**WHAT THIS TASK INVOLVES:**
Pictures in the data below are not part of the copy; transcribe everything else exactly.
(begin)
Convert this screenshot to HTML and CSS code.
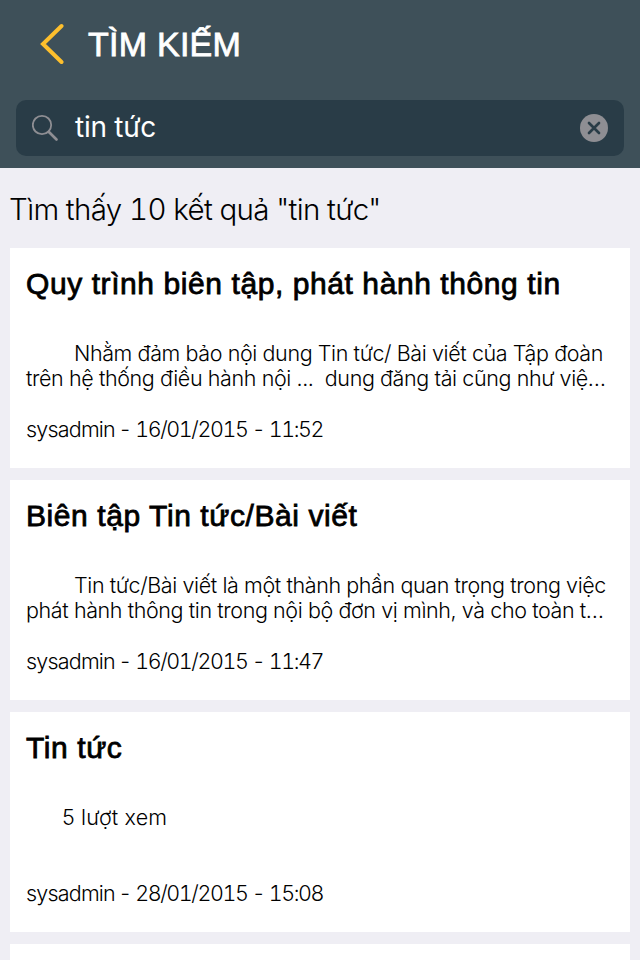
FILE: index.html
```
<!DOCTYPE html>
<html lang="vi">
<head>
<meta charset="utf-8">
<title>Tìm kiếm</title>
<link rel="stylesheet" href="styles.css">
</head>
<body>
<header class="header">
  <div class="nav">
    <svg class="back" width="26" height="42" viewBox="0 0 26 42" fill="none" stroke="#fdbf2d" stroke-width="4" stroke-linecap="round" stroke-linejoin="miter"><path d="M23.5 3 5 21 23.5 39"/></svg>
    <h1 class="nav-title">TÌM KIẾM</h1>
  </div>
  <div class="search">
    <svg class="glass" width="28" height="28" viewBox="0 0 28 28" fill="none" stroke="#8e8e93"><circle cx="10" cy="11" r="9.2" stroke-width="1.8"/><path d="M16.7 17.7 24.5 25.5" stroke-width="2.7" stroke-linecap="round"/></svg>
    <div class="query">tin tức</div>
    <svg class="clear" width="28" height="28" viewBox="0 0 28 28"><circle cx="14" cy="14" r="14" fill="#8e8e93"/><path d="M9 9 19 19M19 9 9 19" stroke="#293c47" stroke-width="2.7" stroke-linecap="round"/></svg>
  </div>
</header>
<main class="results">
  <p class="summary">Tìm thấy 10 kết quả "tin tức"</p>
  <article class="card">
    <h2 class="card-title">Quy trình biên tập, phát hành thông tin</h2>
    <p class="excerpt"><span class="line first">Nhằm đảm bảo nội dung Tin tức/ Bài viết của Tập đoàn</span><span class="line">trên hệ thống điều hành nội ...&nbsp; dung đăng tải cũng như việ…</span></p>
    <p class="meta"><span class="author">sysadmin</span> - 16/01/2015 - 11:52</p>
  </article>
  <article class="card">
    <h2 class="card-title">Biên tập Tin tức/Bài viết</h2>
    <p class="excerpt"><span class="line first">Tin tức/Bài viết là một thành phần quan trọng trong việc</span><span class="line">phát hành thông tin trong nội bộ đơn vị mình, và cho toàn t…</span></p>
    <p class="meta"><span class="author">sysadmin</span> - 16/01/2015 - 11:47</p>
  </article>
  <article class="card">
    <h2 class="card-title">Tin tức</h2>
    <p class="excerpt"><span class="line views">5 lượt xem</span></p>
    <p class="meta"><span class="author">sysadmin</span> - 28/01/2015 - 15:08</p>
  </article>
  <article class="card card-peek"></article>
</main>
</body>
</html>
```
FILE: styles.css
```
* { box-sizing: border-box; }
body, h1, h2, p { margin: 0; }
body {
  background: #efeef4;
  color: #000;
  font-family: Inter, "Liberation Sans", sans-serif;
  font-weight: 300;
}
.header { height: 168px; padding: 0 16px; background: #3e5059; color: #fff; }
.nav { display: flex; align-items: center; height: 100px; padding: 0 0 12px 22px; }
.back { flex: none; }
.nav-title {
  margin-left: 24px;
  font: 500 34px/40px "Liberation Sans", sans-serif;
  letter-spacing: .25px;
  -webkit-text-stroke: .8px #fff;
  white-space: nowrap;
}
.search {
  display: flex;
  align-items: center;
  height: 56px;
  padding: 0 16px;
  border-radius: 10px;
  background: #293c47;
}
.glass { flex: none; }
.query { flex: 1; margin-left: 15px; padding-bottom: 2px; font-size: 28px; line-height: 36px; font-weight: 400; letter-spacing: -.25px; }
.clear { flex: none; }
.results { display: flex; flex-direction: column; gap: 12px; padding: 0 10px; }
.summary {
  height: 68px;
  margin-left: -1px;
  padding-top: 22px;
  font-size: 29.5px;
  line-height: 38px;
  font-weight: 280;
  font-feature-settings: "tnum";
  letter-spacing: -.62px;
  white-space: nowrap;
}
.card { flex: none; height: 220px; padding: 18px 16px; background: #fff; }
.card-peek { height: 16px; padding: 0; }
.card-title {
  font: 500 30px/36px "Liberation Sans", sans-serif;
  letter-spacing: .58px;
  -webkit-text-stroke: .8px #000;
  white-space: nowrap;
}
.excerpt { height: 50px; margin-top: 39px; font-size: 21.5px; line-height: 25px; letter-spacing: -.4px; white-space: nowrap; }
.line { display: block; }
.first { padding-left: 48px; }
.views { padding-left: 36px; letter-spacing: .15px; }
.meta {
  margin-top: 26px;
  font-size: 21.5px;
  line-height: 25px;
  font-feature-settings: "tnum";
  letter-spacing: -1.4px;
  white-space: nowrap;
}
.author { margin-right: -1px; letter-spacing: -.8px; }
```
(end)
**THE OUTPUT:**
Convert this screenshot to HTML and CSS code.
FILE: index.html
```
<!DOCTYPE html>
<html lang="vi">
<head>
<meta charset="utf-8">
<title>Tìm kiếm</title>
<link rel="stylesheet" href="styles.css">
</head>
<body>
<header class="header">
  <div class="nav">
    <svg class="back" width="26" height="42" viewBox="0 0 26 42" fill="none" stroke="#fdbf2d" stroke-width="4" stroke-linecap="round" stroke-linejoin="miter"><path d="M23.5 3 5 21 23.5 39"/></svg>
    <h1 class="nav-title">TÌM KIẾM</h1>
  </div>
  <div class="search">
    <svg class="glass" width="28" height="28" viewBox="0 0 28 28" fill="none" stroke="#8e8e93"><circle cx="10" cy="11" r="9.2" stroke-width="1.8"/><path d="M16.7 17.7 24.5 25.5" stroke-width="2.7" stroke-linecap="round"/></svg>
    <div class="query">tin tức</div>
    <svg class="clear" width="28" height="28" viewBox="0 0 28 28"><circle cx="14" cy="14" r="14" fill="#8e8e93"/><path d="M9 9 19 19M19 9 9 19" stroke="#293c47" stroke-width="2.7" stroke-linecap="round"/></svg>
  </div>
</header>
<main class="results">
  <p class="summary">Tìm thấy 10 kết quả "tin tức"</p>
  <article class="card">
    <h2 class="card-title">Quy trình biên tập, phát hành thông tin</h2>
    <p class="excerpt"><span class="line first">Nhằm đảm bảo nội dung Tin tức/ Bài viết của Tập đoàn</span><span class="line">trên hệ thống điều hành nội ...&nbsp; dung đăng tải cũng như việ…</span></p>
    <p class="meta"><span class="author">sysadmin</span> - 16/01/2015 - 11:52</p>
  </article>
  <article class="card">
    <h2 class="card-title">Biên tập Tin tức/Bài viết</h2>
    <p class="excerpt"><span class="line first">Tin tức/Bài viết là một thành phần quan trọng trong việc</span><span class="line">phát hành thông tin trong nội bộ đơn vị mình, và cho toàn t…</span></p>
    <p class="meta"><span class="author">sysadmin</span> - 16/01/2015 - 11:47</p>
  </article>
  <article class="card">
    <h2 class="card-title">Tin tức</h2>
    <p class="excerpt"><span class="line views">5 lượt xem</span></p>
    <p class="meta"><span class="author">sysadmin</span> - 28/01/2015 - 15:08</p>
  </article>
  <article class="card card-peek"></article>
</main>
</body>
</html>
```
FILE: styles.css
```
* { box-sizing: border-box; }
body, h1, h2, p { margin: 0; }
body {
  background: #efeef4;
  color: #000;
  font-family: Inter, "Liberation Sans", sans-serif;
  font-weight: 300;
}
.header { height: 168px; padding: 0 16px; background: #3e5059; color: #fff; }
.nav { display: flex; align-items: center; height: 100px; padding: 0 0 12px 22px; }
.back { flex: none; }
.nav-title {
  margin-left: 24px;
  font: 500 34px/40px "Liberation Sans", sans-serif;
  letter-spacing: .25px;
  -webkit-text-stroke: .8px #fff;
  white-space: nowrap;
}
.search {
  display: flex;
  align-items: center;
  height: 56px;
  padding: 0 16px;
  border-radius: 10px;
  background: #293c47;
}
.glass { flex: none; }
.query { flex: 1; margin-left: 15px; padding-bottom: 2px; font-size: 28px; line-height: 36px; font-weight: 400; letter-spacing: -.25px; }
.clear { flex: none; }
.results { display: flex; flex-direction: column; gap: 12px; padding: 0 10px; }
.summary {
  height: 68px;
  margin-left: -1px;
  padding-top: 22px;
  font-size: 29.5px;
  line-height: 38px;
  font-weight: 280;
  font-feature-settings: "tnum";
  letter-spacing: -.62px;
  white-space: nowrap;
}
.card { flex: none; height: 220px; padding: 18px 16px; background: #fff; }
.card-peek { height: 16px; padding: 0; }
.card-title {
  font: 500 30px/36px "Liberation Sans", sans-serif;
  letter-spacing: .58px;
  -webkit-text-stroke: .8px #000;
  white-space: nowrap;
}
.excerpt { height: 50px; margin-top: 39px; font-size: 21.5px; line-height: 25px; letter-spacing: -.4px; white-space: nowrap; }
.line { display: block; }
.first { padding-left: 48px; }
.views { padding-left: 36px; letter-spacing: .15px; }
.meta {
  margin-top: 26px;
  font-size: 21.5px;
  line-height: 25px;
  font-feature-settings: "tnum";
  letter-spacing: -1.4px;
  white-space: nowrap;
}
.author { margin-right: -1px; letter-spacing: -.8px; }
```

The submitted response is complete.